July Sloan has an article in today’s Australian she titles, “Robust views build better debate, so let’s have them“. I don’t mean to quibble but there is plenty of debate, just little engagement. No one who visits this site can be in any doubt that there are critics of economics around as not a few of us here bound into the various inanities that are prevalent everywhere.
I have written books, papers and blog posts about Keynesian economics but no one amongst those economists wishes to take me up on any of it or at least they haven’t for the past three years. Even Judy, in her article, never mentions Keynes and Keynesian economics although she lists “the wisdom of the fiscal and monetary policies implemented in the US since the global financial crisis” as her number one problem and uses Paul Krugman as Exhibit A of an engaged economist.
In fact, both so far as politics and policy are concerned, the Keynesians have been routed. I would be glad to hear from any of them who in 2013 would like to repeat in public all of those nonsensical “Keynes the Master” incantations we not so long ago used to hear ad nauseam. The stimulus has been an unmitigated disaster everywhere it has been applied with no exception. And slowly everyone is withdrawing the spending (except in the basket case economy of the US) – even though all have high rates of unemployment – as they edge their way towards a return to prosperity. From Greece to China, in Australia and across the world, Keynesian theory is dead except in our economics texts.

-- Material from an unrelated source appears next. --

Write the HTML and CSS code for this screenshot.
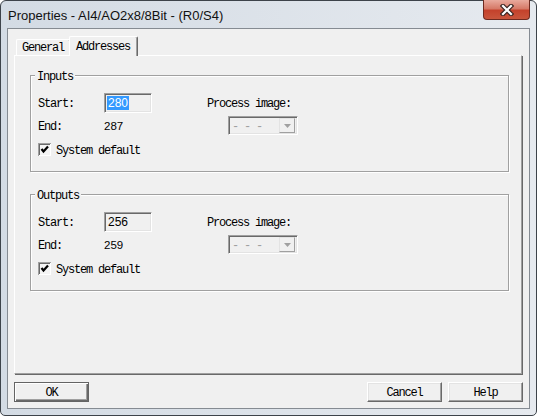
FILE: index.html
```html
<!DOCTYPE html>
<html>
<head>
  <title>Properties - AI4/AO2x8/8Bit - (R0/S4)</title>
  <link rel="stylesheet" href="styles.css">
</head>
<body>

  <div class="window">
    <div class="titlebar">
      <span class="title">Properties - AI4/AO2x8/8Bit - (R0/S4)</span>
      <button class="close">
        <svg width="14" height="12" viewBox="0 0 14 12">
          <path d="M3 2 L11 10 M11 2 L3 10" stroke="#3b2622" stroke-width="4.5" stroke-linecap="square"/>
          <path d="M3 2 L11 10 M11 2 L3 10" stroke="#fff" stroke-width="2.2" stroke-linecap="square"/>
        </svg>
      </button>
    </div>

    <div class="client">
      <div class="tabs">
        <div class="tab">General</div>
        <div class="tab active">Addresses</div>
      </div>

      <div class="panel">
        <div class="group">
          <div class="legend">Inputs</div>
          <div class="fields">
            <span class="lbl">Start:</span>
            <span class="edit"><span class="sel">280</span></span>
            <span class="lbl">Process image:</span>
            <span class="lbl">End:</span>
            <span class="num">287</span>
            <span class="combo">
              <span class="combo-text">- - -</span>
              <span class="drop"><svg width="7" height="4" viewBox="0 0 7 4"><path d="M0 0 H7 L3.5 4 Z" fill="#a0a0a0"/></svg></span>
            </span>
            <span class="check">
              <svg class="box" width="13" height="13" viewBox="0 0 13 13">
                <rect x="0" y="0" width="13" height="13" fill="#a0a0a0"/>
                <rect x="1" y="1" width="12" height="12" fill="#fff"/>
                <rect x="1" y="1" width="11" height="11" fill="#696969"/>
                <rect x="2" y="2" width="10" height="10" fill="#f4f4f4"/>
                <path d="M3.5 6 L5.5 8.5 L10 3.5" stroke="#000" stroke-width="2.2" fill="none"/>
              </svg>
              <span class="check-text">System default</span>
            </span>
          </div>
        </div>

        <div class="group">
          <div class="legend">Outputs</div>
          <div class="fields">
            <span class="lbl">Start:</span>
            <span class="edit"><span class="val">256</span></span>
            <span class="lbl">Process image:</span>
            <span class="lbl">End:</span>
            <span class="num">259</span>
            <span class="combo">
              <span class="combo-text">- - -</span>
              <span class="drop"><svg width="7" height="4" viewBox="0 0 7 4"><path d="M0 0 H7 L3.5 4 Z" fill="#a0a0a0"/></svg></span>
            </span>
            <span class="check">
              <svg class="box" width="13" height="13" viewBox="0 0 13 13">
                <rect x="0" y="0" width="13" height="13" fill="#a0a0a0"/>
                <rect x="1" y="1" width="12" height="12" fill="#fff"/>
                <rect x="1" y="1" width="11" height="11" fill="#696969"/>
                <rect x="2" y="2" width="10" height="10" fill="#f4f4f4"/>
                <path d="M3.5 6 L5.5 8.5 L10 3.5" stroke="#000" stroke-width="2.2" fill="none"/>
              </svg>
              <span class="check-text">System default</span>
            </span>
          </div>
        </div>
      </div>

      <div class="buttons">
        <button class="btn default">OK</button>
        <span class="spacer"></span>
        <button class="btn">Cancel</button>
        <button class="btn">Help</button>
      </div>
    </div>
  </div>

</body>
</html>
```

FILE: styles.css
```css
body {
  margin: 0;
  background: #fff;
}

.window {
  width: 537px;
  height: 416px;
  box-sizing: border-box;
  border: 1px solid #3d434a;
  border-radius: 6px 6px 5px 5px;
  background: linear-gradient(to right, #d3dbe4, #e6eaef);
  padding: 0 6px 6px 6px;
  display: flex;
  flex-direction: column;
}

.titlebar {
  height: 27px;
  display: flex;
  align-items: flex-start;
}

.title {
  font-family: "Liberation Sans", sans-serif;
  font-size: 13px;
  color: #111;
  padding: 7px 0 0 1px;
}

.close {
  margin: -1px 0 0 auto;
  width: 47px;
  height: 20px;
  padding: 0;
  border: 1px solid #6e2a20;
  border-top: none;
  border-radius: 0 0 4px 4px;
  background: linear-gradient(#e9aa9d, #d67a68 45%, #c4422c 55%, #c9553c);
  display: flex;
  align-items: center;
  justify-content: center;
}

.client {
  flex: 1;
  background: #f0f0f0;
  border: 1px solid #858b92;
  padding: 7px 6px 6px 6px;
  display: flex;
  flex-direction: column;
  font-family: "Liberation Mono", monospace;
  font-size: 12px;
  letter-spacing: -1.2px;
  color: #000;
}

.tabs {
  height: 19px;
  display: flex;
  align-items: flex-end;
  padding-left: 2px;
}

.tab {
  height: 16px;
  line-height: 17px;
  box-sizing: border-box;
  padding: 0 6px 0 5px;
  border: 1px solid #fff;
  border-right-color: #696969;
  border-bottom: none;
  border-radius: 2px 2px 0 0;
  box-shadow: inset -1px 0 0 #a0a0a0;
  background: #f0f0f0;
}

.tab.active {
  height: 20px;
  line-height: 20px;
  padding: 0 7px 0 6px;
  margin: 0 0 -1px -2px;
  position: relative;
  z-index: 1;
}

.panel {
  flex: 1;
  margin-right: 1px;
  border: 1px solid #fff;
  border-right-color: #a0a0a0;
  border-bottom-color: #a0a0a0;
  box-shadow: 1px 1px 0 #696969;
  padding: 19px 12px 0 15px;
}

.group {
  height: 97px;
  box-sizing: border-box;
  border: 1px solid #a0a0a0;
  box-shadow: 1px 1px 0 #fff, inset 1px 1px 0 #fff;
  padding: 0 7px;
  margin-bottom: 22px;
}

.legend {
  width: fit-content;
  line-height: 14px;
  margin: -8px 0 0 -3px;
  padding: 2px 2px 0 2px;
  background: #f0f0f0;
}

.fields {
  margin-top: 9px;
  display: grid;
  grid-template-columns: 66px 103px 1fr;
  grid-template-rows: 20px 19px 13px;
  row-gap: 3px;
  align-items: center;
}

.lbl {
  padding-top: 2px;
}

.edit {
  width: 48px;
  height: 20px;
  box-sizing: border-box;
  border: 1px solid #a0a0a0;
  border-right-color: #fff;
  border-bottom-color: #fff;
  box-shadow: inset 1px 1px 0 #696969, inset -1px -1px 0 #e3e3e3;
  background: #f0f0f0;
  display: flex;
  align-items: center;
  padding-left: 2px;
  font-family: "Liberation Sans", sans-serif;
  font-size: 12px;
  letter-spacing: 0;
}

.sel {
  background: #3399ff;
  color: #fff;
  line-height: 14px;
  padding: 0 1px;
}

.val {
  padding: 0 1px;
}

.num {
  font-family: "Liberation Sans", sans-serif;
  font-size: 11.5px;
  letter-spacing: 0;
  padding-top: 1px;
}

.combo {
  width: 70px;
  height: 19px;
  margin-left: 21px;
  box-sizing: border-box;
  border: 1px solid #a0a0a0;
  border-right-color: #fff;
  border-bottom-color: #fff;
  box-shadow: inset 1px 1px 0 #696969, inset -1px -1px 0 #e3e3e3;
  background: #f0f0f0;
  display: flex;
  align-items: center;
  padding: 2px;
}

.combo-text {
  flex: 1;
  color: #a0a0a0;
  padding: 2px 0 0 1px;
}

.drop {
  width: 16px;
  height: 15px;
  box-sizing: border-box;
  border: 1px solid #e3e3e3;
  border-right-color: #a0a0a0;
  border-bottom-color: #a0a0a0;
  display: flex;
  align-items: center;
  justify-content: center;
}

.check {
  grid-column: 1 / -1;
  margin-top: 10px;
  display: flex;
  align-items: center;
  gap: 5px;
}

.check-text {
  padding-top: 2px;
}

.buttons {
  margin-top: 8px;
  display: flex;
  gap: 6px;
}

.spacer {
  flex: 1;
}

.btn {
  width: 75px;
  height: 20px;
  padding: 2px 0 0 0;
  font-family: "Liberation Mono", monospace;
  font-size: 12px;
  letter-spacing: -1.2px;
  color: #000;
  background: #f0f0f0;
  border: 1px solid #fff;
  border-right-color: #696969;
  border-bottom-color: #696969;
  box-shadow: inset -1px -1px 0 #a0a0a0, inset 1px 1px 0 #e3e3e3;
}

.btn.default {
  border: 1px solid #646464;
  box-shadow: inset 1px 1px 0 #fff, inset -1px -1px 0 #696969, inset -2px -2px 0 #a0a0a0;
}
```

And it’s not just in macro that the academic world of economics is fading. In my Free Market Economics I go after the marginal revenue-marginal cost analysis as shallow to the point of vacuous. I teach marginal analysis, of course, but heaven forfend that I should inflict any of that on my poor unsuspecting students. I also get not a little vexed about the term “perfect competition” which so far from being perfect (not to mention literally impossible as defined) is the kind of world in which no Microsoft, Apple or BHP could every exist. In my view I teach one of the finest economics courses in the world. But engagement from other economists over anything I write, never a word is said or written.
And then again re Keynes, I have written in a published article how he poached immense amounts from others in putting together The General Theory. No one has ever written a reply. I bring it up in conversations and no one even thinks to attempt to rebut what I say. Try this on yourself if you are an economist. The term “Say’s Law” and the phrase “supply creates its own demand” are not classical in origin. Both are twentieth century and both are American, the first entering into common discourse in 1921 and the second first found in a book published in 1933 which Keynes is absolutely 100% certain to have read while writing The General Theory. So how did they get into the book? You tell me without having to acknowledge that there are things about how The General Theory was written that I know that no one who reads the standard account can know or if they do know feel free to ignore.
And lastly, as far as individuals declaring themselves Democrat or Republican in the US, everyone registers with one side or the other so that they can vote in the primaries.